RECORD SET.
.....
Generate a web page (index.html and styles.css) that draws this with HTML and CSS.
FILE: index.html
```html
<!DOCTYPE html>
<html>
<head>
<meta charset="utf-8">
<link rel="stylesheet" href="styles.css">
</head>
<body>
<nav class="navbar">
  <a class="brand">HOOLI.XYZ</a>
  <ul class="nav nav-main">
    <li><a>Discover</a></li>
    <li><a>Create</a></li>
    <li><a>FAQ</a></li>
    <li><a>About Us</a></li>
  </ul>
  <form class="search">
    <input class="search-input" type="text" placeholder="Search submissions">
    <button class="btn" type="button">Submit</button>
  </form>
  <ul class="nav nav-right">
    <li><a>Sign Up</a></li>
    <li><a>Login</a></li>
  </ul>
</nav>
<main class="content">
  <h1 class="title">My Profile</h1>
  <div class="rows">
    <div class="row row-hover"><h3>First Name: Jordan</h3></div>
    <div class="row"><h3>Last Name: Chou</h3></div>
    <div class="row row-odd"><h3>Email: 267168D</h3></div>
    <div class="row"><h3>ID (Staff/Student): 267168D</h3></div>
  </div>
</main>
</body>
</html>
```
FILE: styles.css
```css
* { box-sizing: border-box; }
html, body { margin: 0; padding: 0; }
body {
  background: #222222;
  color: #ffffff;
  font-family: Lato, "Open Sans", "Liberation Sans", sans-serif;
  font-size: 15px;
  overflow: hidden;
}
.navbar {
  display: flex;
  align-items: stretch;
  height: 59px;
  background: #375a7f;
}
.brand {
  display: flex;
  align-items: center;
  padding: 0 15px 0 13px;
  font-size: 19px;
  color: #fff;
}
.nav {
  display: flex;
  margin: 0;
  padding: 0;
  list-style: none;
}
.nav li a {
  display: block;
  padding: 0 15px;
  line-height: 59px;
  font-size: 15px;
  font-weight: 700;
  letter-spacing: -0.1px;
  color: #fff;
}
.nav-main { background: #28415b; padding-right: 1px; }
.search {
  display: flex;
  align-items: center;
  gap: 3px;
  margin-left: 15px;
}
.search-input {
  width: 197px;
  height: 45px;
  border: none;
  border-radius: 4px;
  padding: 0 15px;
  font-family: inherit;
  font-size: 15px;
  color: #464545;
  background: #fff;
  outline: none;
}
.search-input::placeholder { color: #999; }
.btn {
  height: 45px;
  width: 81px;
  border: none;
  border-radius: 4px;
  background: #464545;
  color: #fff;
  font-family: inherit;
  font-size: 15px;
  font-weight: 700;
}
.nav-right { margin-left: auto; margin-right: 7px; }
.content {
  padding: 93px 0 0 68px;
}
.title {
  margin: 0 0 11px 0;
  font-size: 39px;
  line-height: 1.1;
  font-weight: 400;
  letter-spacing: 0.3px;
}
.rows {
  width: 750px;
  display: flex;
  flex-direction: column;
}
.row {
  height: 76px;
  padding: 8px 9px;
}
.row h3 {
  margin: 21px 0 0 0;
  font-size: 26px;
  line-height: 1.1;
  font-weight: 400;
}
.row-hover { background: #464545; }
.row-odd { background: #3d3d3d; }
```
.....
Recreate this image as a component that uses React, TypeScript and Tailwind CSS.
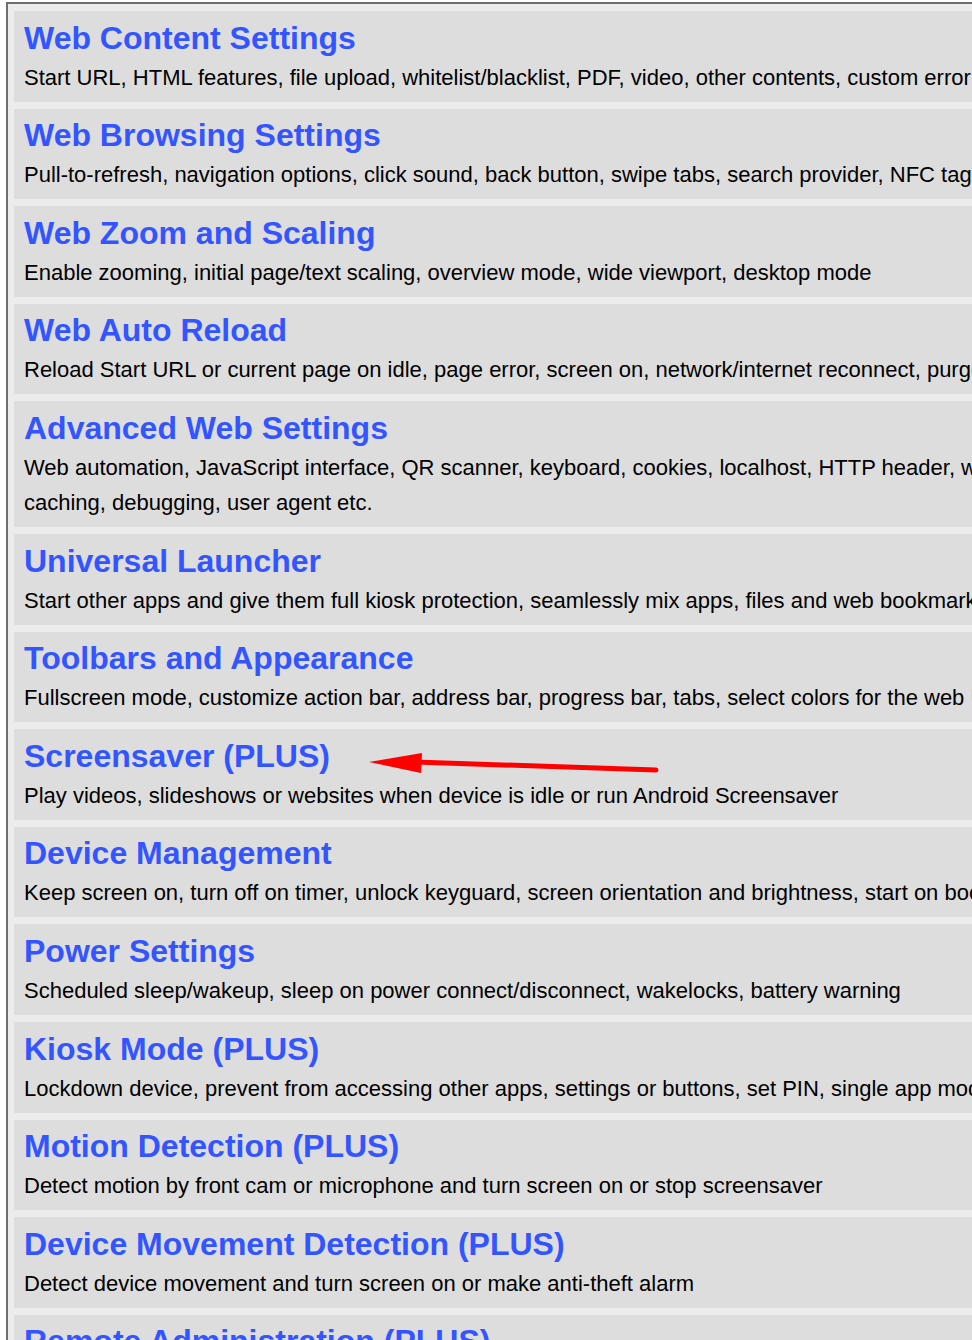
.....
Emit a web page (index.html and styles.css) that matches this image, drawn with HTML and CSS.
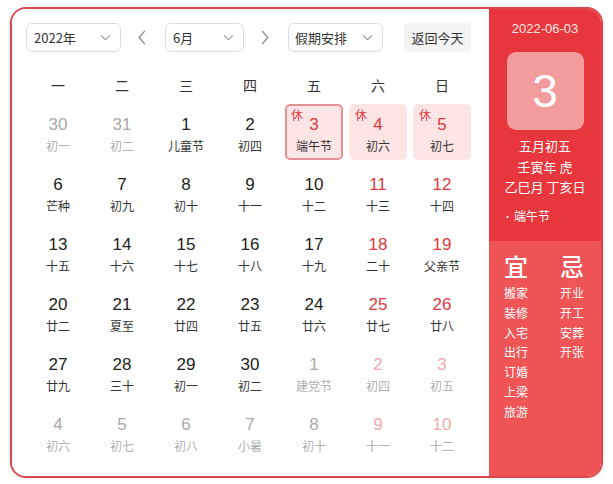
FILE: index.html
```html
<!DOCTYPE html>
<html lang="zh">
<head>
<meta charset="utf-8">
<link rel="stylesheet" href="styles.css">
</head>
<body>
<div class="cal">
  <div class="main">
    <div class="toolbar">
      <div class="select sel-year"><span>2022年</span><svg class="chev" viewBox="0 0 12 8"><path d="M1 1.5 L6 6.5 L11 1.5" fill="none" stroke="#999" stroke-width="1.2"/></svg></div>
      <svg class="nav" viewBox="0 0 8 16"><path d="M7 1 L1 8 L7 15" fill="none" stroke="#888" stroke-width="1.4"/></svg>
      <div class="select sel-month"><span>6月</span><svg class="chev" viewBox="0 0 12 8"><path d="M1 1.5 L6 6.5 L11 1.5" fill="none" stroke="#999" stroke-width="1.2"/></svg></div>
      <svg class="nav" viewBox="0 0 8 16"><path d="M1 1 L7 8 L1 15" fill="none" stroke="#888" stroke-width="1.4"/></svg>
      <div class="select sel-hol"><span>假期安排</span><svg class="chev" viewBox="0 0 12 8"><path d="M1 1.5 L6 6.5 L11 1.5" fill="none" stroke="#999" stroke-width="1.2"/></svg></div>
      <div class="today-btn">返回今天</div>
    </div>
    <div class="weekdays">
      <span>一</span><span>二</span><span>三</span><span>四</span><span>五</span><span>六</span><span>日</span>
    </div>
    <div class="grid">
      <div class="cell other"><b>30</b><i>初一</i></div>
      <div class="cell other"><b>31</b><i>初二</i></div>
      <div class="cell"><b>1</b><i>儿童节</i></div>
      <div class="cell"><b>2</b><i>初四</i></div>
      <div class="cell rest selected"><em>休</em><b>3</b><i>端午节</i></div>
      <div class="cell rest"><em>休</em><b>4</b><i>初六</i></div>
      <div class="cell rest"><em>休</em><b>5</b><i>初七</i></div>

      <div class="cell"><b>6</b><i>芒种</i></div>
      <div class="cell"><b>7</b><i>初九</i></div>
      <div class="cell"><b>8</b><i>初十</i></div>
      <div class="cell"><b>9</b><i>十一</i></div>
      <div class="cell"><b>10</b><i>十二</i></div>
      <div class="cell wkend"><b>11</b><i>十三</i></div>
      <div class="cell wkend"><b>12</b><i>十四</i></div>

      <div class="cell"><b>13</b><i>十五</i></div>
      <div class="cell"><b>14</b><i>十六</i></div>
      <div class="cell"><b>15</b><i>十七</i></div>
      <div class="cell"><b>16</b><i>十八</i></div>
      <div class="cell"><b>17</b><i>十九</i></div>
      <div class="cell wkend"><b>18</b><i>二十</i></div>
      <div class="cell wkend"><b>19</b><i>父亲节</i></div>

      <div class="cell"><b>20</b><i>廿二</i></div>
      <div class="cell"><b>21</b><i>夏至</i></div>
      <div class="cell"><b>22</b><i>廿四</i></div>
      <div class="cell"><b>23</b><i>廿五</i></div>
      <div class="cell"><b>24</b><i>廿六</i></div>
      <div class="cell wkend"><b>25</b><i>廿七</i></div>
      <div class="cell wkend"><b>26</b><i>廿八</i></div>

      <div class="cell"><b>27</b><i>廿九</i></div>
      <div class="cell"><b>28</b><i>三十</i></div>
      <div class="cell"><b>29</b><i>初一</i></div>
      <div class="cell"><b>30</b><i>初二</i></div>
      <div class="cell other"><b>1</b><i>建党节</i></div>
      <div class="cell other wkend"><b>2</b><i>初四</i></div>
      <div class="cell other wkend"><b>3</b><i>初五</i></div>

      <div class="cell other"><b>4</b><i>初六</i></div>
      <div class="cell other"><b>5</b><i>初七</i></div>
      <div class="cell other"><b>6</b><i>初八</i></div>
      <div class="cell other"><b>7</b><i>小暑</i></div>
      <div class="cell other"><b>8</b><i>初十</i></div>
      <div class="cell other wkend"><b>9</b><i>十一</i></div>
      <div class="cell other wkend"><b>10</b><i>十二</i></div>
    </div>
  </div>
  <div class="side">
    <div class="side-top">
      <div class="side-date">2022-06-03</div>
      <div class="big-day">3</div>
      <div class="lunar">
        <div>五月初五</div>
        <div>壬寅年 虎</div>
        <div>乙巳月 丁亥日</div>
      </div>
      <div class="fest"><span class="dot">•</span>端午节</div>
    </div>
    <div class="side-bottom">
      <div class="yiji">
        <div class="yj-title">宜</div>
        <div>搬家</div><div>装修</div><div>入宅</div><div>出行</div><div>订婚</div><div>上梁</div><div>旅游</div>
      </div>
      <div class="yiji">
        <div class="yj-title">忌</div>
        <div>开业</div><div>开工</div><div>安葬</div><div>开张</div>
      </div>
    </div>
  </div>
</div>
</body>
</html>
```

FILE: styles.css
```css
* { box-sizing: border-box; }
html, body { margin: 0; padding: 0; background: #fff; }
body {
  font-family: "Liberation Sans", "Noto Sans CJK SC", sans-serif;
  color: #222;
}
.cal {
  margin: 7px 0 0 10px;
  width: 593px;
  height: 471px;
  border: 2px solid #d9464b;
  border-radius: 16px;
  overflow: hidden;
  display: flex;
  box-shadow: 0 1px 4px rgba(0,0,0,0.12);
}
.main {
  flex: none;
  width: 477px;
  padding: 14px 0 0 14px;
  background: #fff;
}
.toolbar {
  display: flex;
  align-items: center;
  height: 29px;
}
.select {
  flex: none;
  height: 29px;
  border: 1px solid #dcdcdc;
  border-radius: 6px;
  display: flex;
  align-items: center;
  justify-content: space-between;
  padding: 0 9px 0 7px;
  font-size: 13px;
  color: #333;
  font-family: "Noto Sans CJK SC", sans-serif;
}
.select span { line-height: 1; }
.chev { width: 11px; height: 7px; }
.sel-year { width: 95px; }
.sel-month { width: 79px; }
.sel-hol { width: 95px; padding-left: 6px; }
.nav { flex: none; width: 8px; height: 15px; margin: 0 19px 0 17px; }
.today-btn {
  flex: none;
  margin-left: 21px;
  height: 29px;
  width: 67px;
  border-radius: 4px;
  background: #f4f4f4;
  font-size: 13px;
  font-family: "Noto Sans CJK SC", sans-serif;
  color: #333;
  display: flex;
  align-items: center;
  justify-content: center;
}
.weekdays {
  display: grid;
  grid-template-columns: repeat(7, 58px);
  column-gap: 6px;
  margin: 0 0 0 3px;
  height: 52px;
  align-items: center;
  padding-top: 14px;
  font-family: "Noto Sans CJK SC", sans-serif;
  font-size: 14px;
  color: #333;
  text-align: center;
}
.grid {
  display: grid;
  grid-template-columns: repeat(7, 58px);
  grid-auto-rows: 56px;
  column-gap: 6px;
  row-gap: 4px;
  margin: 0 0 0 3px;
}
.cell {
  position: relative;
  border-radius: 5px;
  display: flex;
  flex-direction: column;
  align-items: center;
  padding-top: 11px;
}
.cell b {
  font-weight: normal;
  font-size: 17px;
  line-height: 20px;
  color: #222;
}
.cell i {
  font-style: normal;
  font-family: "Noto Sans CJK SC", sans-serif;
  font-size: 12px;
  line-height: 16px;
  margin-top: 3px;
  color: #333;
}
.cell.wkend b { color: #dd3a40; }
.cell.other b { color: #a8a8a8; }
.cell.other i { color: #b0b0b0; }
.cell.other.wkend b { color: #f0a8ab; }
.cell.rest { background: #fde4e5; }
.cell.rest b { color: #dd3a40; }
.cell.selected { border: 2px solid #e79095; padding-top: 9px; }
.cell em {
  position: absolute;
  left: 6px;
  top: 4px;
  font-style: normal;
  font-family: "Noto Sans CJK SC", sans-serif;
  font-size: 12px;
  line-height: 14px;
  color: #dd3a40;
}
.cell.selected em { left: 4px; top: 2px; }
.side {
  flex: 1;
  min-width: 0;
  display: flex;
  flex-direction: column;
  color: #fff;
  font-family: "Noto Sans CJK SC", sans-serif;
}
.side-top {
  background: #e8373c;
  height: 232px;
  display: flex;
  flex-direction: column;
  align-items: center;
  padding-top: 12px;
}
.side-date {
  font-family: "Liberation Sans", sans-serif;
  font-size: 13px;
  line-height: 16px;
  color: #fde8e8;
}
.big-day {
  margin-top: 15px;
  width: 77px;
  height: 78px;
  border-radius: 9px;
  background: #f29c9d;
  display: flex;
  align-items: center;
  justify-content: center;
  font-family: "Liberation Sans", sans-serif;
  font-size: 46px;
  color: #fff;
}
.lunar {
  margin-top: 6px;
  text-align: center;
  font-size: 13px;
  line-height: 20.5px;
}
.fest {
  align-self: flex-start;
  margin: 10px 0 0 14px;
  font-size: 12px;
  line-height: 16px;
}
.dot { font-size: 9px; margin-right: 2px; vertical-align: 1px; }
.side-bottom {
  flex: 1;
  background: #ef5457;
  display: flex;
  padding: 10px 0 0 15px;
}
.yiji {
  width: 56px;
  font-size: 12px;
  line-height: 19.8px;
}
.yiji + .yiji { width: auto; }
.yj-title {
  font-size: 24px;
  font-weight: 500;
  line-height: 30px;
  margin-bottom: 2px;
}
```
.....
DESCRIPTION OF THE TASK. Pull out each line holding the string "with".

RESPONSE BELOW.
Generate a web page (index.html and styles.css) that draws this with HTML and CSS.
Emit a web page (index.html and styles.css) that matches this image, drawn with HTML and CSS.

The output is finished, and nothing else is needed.